- Tesla vehicles no longer qualify for “green” rebates in British Columbia
- It’s due to a combination of rebate program changes plus federal tariffs on EVs from China
- But they’re still eligible for rebates in other provinces, and for the federal incentive
Drivers in British Columbia who want a Tesla will no longer get some cash back from the provincial government. While the Model 3 and Model Y previously qualified, Tesla has switched up the versions it offers in Canada, and their starting prices now put them over the “green” vehicle rebates offered under the CleanBC plan.
The saga of Tesla’s prices against the province’s rebates has been going on for a while, but as Automotive News Canada recently reported, all of these factors came together in mid-October to make Tesla’s MSRP (manufacturer’s suggested retail price) on all its vehicles too high to qualify for the rebate of up to $4,000.
The MSRP rebate threshold was previously $55,000, but in June it dropped to $50,000 – because, the government said, “electric vehicle sales (are) increasing faster than anticipated and currently on record levels.” It also reclassified station wagons and SUVs as cars, where the $50,000 limit applies. Minivans, “standard” pickup trucks, and passenger vans are eligible up to a starting price of $70,000, but SUVs like the Model Y are no longer in that category.
Tesla did sell its Model 3 in a rear-wheel-drive (RWD) short-range version that started at $49,990 – and that model had been $1,000 higher, but Tesla dropped it by a grand last June in direct response to B.C. lowering the rebate threshold.

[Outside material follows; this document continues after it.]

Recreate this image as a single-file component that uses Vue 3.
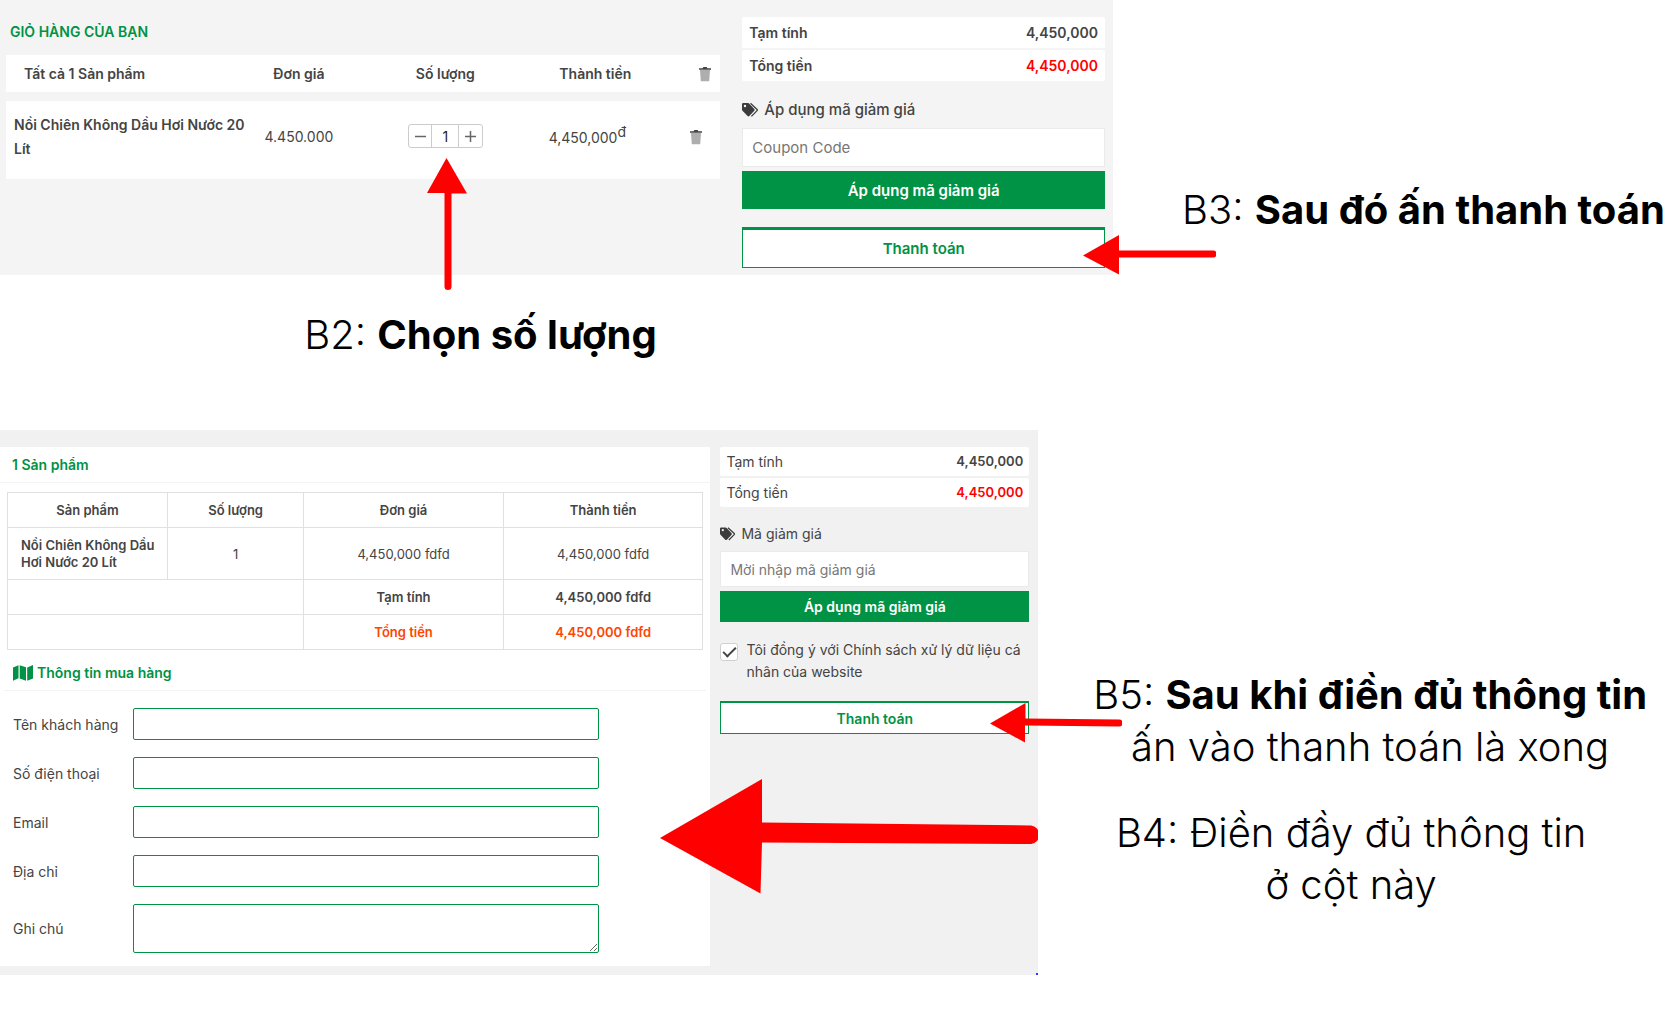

But that short-range RWD Model 3 is manufactured in China, and Tesla pulled it from the Canadian market in October due to federal tariffs of 100% on EVs coming to Canada from China, up from 6.1% previously. Instead, the Model 3 is now sold in three versions in Canada – long-range RWD, long-range all-wheel drive (AWD), and performance AWD. The starting price for the lineup is $54,990, and while Tesla was obviously willing to previously swallow $1,000 to qualify, it doesn’t look like it’s going to absorb almost $5,000 to do so this time around.
The Model Y is also now available only in long-range RWD or AWD, or performance AWD, due to the tariffs that also knocked the base made-in-China trim off Tesla’s platter for Canada. That long-range RWD, now the least-expensive, starts at $59,990 – and that would have qualified if SUVs had remained in CleanBC’s “Larger Vehicles” category, but it is now considered a car and with that $50,000 threshold.
The Model 3 and Model Y were Tesla’s only eligible vehicles under the B.C. program, but the report notes that of approximately 27,000 provincial rebates issued in 2023, those two Tesla vehicles accounted for 49.2% of them.
Both of them still qualify under the federal government’s rebate of up to $5,000 per vehicle. The Model 3 qualifies under the car threshold of $55,000, and up to $65,000 on higher-priced trims. Unlike with the B.C. program, SUVs qualify as larger vehicles, alongside station wagons, minivans and vans, pickup trucks, and special-purpose vehicles; and so the Model Y slips in under that category’s $60,000 threshold, with upper trims eligible up to $70,000. Both are also eligible under some other provinces’ rebates, including in Quebec, where buyers can receive up to $7,000 for them.